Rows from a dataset
start

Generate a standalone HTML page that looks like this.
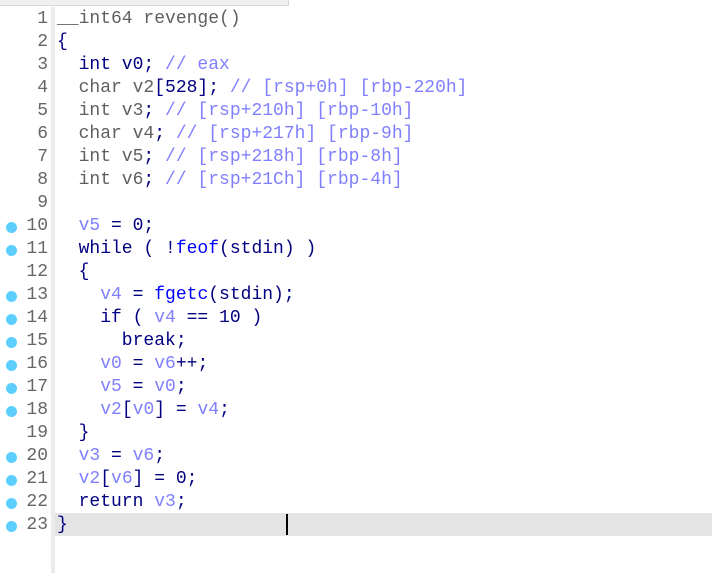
<!DOCTYPE html>
<html><head><style>
body{margin:0;width:712px;height:573px;background:#fff;overflow:hidden;position:relative;font-family:"Liberation Mono",monospace;font-size:18px}
.top{position:absolute;left:0;top:0;width:288px;height:5px;background:#f0f0f0;border-bottom:1px solid #d8d8d8;border-right:1px solid #d8d8d8}
.gut{position:absolute;left:51px;top:7px;width:4px;height:566px;background:#ececec}
.hl{position:absolute;left:55px;top:513px;width:657px;height:23px;background:#e4e4e4}
.cur{position:absolute;left:286px;top:514px;width:2px;height:21px;background:#000}
.l{position:absolute;left:0;height:23px;line-height:23px;white-space:pre}
.n{position:absolute;left:0;width:48px;text-align:right;color:#666}
.c{position:absolute;left:57px;color:#000080}
.d{position:absolute;left:6px;top:7px;width:11px;height:11px;border-radius:50%;background:#5ccfff}
.g{color:#606060}.v{color:#8080ff}.f{color:#0000ff}
</style></head><body>
<div class="top"></div><div class="gut"></div><div class="hl"></div><div class="cur"></div>
<div class="l" style="top:8px"><span class="n">1</span><span class="c"><span class="g">__int64 revenge()</span></span></div>
<div class="l" style="top:31px"><span class="n">2</span><span class="c">{</span></div>
<div class="l" style="top:54px"><span class="n">3</span><span class="c">  int v0; <span class="v">// eax</span></span></div>
<div class="l" style="top:77px"><span class="n">4</span><span class="c"><span class="g">  char v2</span>[528]; <span class="v">// [rsp+0h] [rbp-220h]</span></span></div>
<div class="l" style="top:100px"><span class="n">5</span><span class="c"><span class="g">  int v3</span>; <span class="v">// [rsp+210h] [rbp-10h]</span></span></div>
<div class="l" style="top:123px"><span class="n">6</span><span class="c"><span class="g">  char v4</span>; <span class="v">// [rsp+217h] [rbp-9h]</span></span></div>
<div class="l" style="top:146px"><span class="n">7</span><span class="c"><span class="g">  int v5</span>; <span class="v">// [rsp+218h] [rbp-8h]</span></span></div>
<div class="l" style="top:169px"><span class="n">8</span><span class="c"><span class="g">  int v6</span>; <span class="v">// [rsp+21Ch] [rbp-4h]</span></span></div>
<div class="l" style="top:192px"><span class="n">9</span></div>
<div class="l" style="top:215px"><span class="d"></span><span class="n">10</span><span class="c">  <span class="v">v5</span> = 0;</span></div>
<div class="l" style="top:238px"><span class="d"></span><span class="n">11</span><span class="c">  while ( !<span class="f">feof</span>(stdin) )</span></div>
<div class="l" style="top:261px"><span class="n">12</span><span class="c">  {</span></div>
<div class="l" style="top:284px"><span class="d"></span><span class="n">13</span><span class="c">    <span class="v">v4</span> = <span class="f">fgetc</span>(stdin);</span></div>
<div class="l" style="top:307px"><span class="d"></span><span class="n">14</span><span class="c">    if ( <span class="v">v4</span> == 10 )</span></div>
<div class="l" style="top:330px"><span class="d"></span><span class="n">15</span><span class="c">      break;</span></div>
<div class="l" style="top:353px"><span class="d"></span><span class="n">16</span><span class="c">    <span class="v">v0</span> = <span class="v">v6</span>++;</span></div>
<div class="l" style="top:376px"><span class="d"></span><span class="n">17</span><span class="c">    <span class="v">v5</span> = <span class="v">v0</span>;</span></div>
<div class="l" style="top:399px"><span class="d"></span><span class="n">18</span><span class="c">    <span class="v">v2</span>[<span class="v">v0</span>] = <span class="v">v4</span>;</span></div>
<div class="l" style="top:422px"><span class="n">19</span><span class="c">  }</span></div>
<div class="l" style="top:445px"><span class="d"></span><span class="n">20</span><span class="c">  <span class="v">v3</span> = <span class="v">v6</span>;</span></div>
<div class="l" style="top:468px"><span class="d"></span><span class="n">21</span><span class="c">  <span class="v">v2</span>[<span class="v">v6</span>] = 0;</span></div>
<div class="l" style="top:491px"><span class="d"></span><span class="n">22</span><span class="c">  return <span class="v">v3</span>;</span></div>
<div class="l" style="top:514px"><span class="d"></span><span class="n">23</span><span class="c">}</span></div>
</body></html>
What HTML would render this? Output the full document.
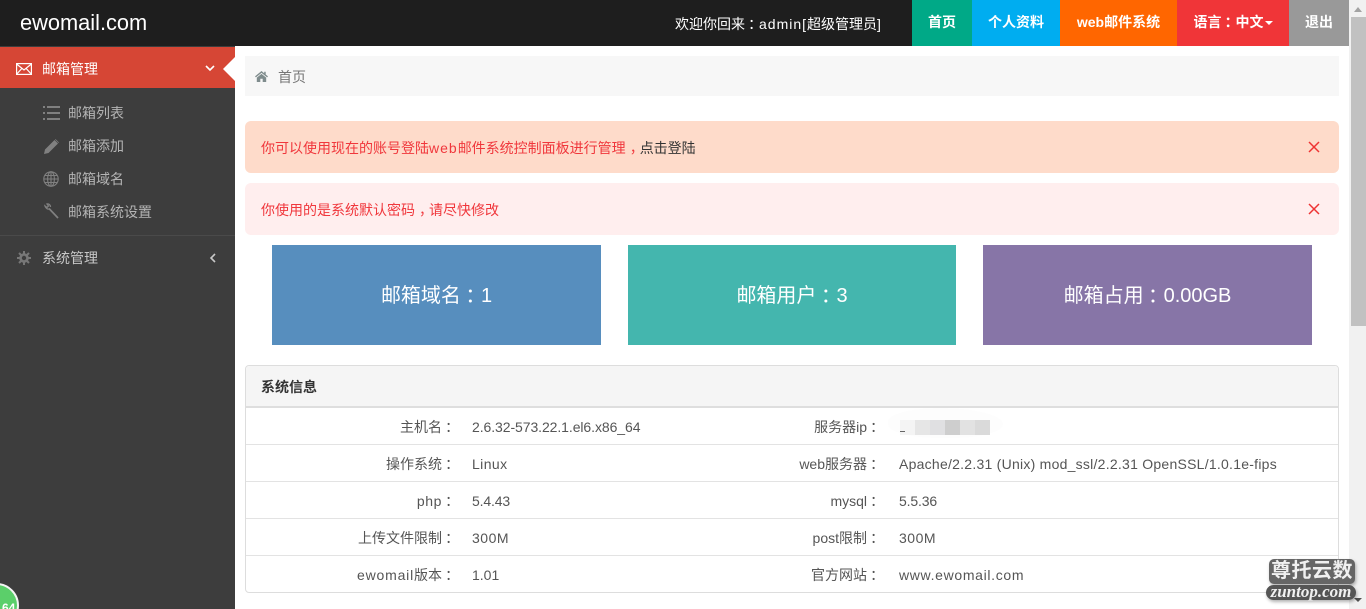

end

### [WHAT YOU WILL DO]
Copy out all the data without changing anything, and drop the pictures.

### [FULL RESPONSE]
Generate a standalone HTML page that looks like this.
<!DOCTYPE html>
<html><head><style>
body{margin:0;width:712px;height:573px;background:#fff;overflow:hidden;position:relative;font-family:"Liberation Mono",monospace;font-size:18px}
.top{position:absolute;left:0;top:0;width:288px;height:5px;background:#f0f0f0;border-bottom:1px solid #d8d8d8;border-right:1px solid #d8d8d8}
.gut{position:absolute;left:51px;top:7px;width:4px;height:566px;background:#ececec}
.hl{position:absolute;left:55px;top:513px;width:657px;height:23px;background:#e4e4e4}
.cur{position:absolute;left:286px;top:514px;width:2px;height:21px;background:#000}
.l{position:absolute;left:0;height:23px;line-height:23px;white-space:pre}
.n{position:absolute;left:0;width:48px;text-align:right;color:#666}
.c{position:absolute;left:57px;color:#000080}
.d{position:absolute;left:6px;top:7px;width:11px;height:11px;border-radius:50%;background:#5ccfff}
.g{color:#606060}.v{color:#8080ff}.f{color:#0000ff}
</style></head><body>
<div class="top"></div><div class="gut"></div><div class="hl"></div><div class="cur"></div>
<div class="l" style="top:8px"><span class="n">1</span><span class="c"><span class="g">__int64 revenge()</span></span></div>
<div class="l" style="top:31px"><span class="n">2</span><span class="c">{</span></div>
<div class="l" style="top:54px"><span class="n">3</span><span class="c">  int v0; <span class="v">// eax</span></span></div>
<div class="l" style="top:77px"><span class="n">4</span><span class="c"><span class="g">  char v2</span>[528]; <span class="v">// [rsp+0h] [rbp-220h]</span></span></div>
<div class="l" style="top:100px"><span class="n">5</span><span class="c"><span class="g">  int v3</span>; <span class="v">// [rsp+210h] [rbp-10h]</span></span></div>
<div class="l" style="top:123px"><span class="n">6</span><span class="c"><span class="g">  char v4</span>; <span class="v">// [rsp+217h] [rbp-9h]</span></span></div>
<div class="l" style="top:146px"><span class="n">7</span><span class="c"><span class="g">  int v5</span>; <span class="v">// [rsp+218h] [rbp-8h]</span></span></div>
<div class="l" style="top:169px"><span class="n">8</span><span class="c"><span class="g">  int v6</span>; <span class="v">// [rsp+21Ch] [rbp-4h]</span></span></div>
<div class="l" style="top:192px"><span class="n">9</span></div>
<div class="l" style="top:215px"><span class="d"></span><span class="n">10</span><span class="c">  <span class="v">v5</span> = 0;</span></div>
<div class="l" style="top:238px"><span class="d"></span><span class="n">11</span><span class="c">  while ( !<span class="f">feof</span>(stdin) )</span></div>
<div class="l" style="top:261px"><span class="n">12</span><span class="c">  {</span></div>
<div class="l" style="top:284px"><span class="d"></span><span class="n">13</span><span class="c">    <span class="v">v4</span> = <span class="f">fgetc</span>(stdin);</span></div>
<div class="l" style="top:307px"><span class="d"></span><span class="n">14</span><span class="c">    if ( <span class="v">v4</span> == 10 )</span></div>
<div class="l" style="top:330px"><span class="d"></span><span class="n">15</span><span class="c">      break;</span></div>
<div class="l" style="top:353px"><span class="d"></span><span class="n">16</span><span class="c">    <span class="v">v0</span> = <span class="v">v6</span>++;</span></div>
<div class="l" style="top:376px"><span class="d"></span><span class="n">17</span><span class="c">    <span class="v">v5</span> = <span class="v">v0</span>;</span></div>
<div class="l" style="top:399px"><span class="d"></span><span class="n">18</span><span class="c">    <span class="v">v2</span>[<span class="v">v0</span>] = <span class="v">v4</span>;</span></div>
<div class="l" style="top:422px"><span class="n">19</span><span class="c">  }</span></div>
<div class="l" style="top:445px"><span class="d"></span><span class="n">20</span><span class="c">  <span class="v">v3</span> = <span class="v">v6</span>;</span></div>
<div class="l" style="top:468px"><span class="d"></span><span class="n">21</span><span class="c">  <span class="v">v2</span>[<span class="v">v6</span>] = 0;</span></div>
<div class="l" style="top:491px"><span class="d"></span><span class="n">22</span><span class="c">  return <span class="v">v3</span>;</span></div>
<div class="l" style="top:514px"><span class="d"></span><span class="n">23</span><span class="c">}</span></div>
</body></html>
What HTML would render this? Output the full document.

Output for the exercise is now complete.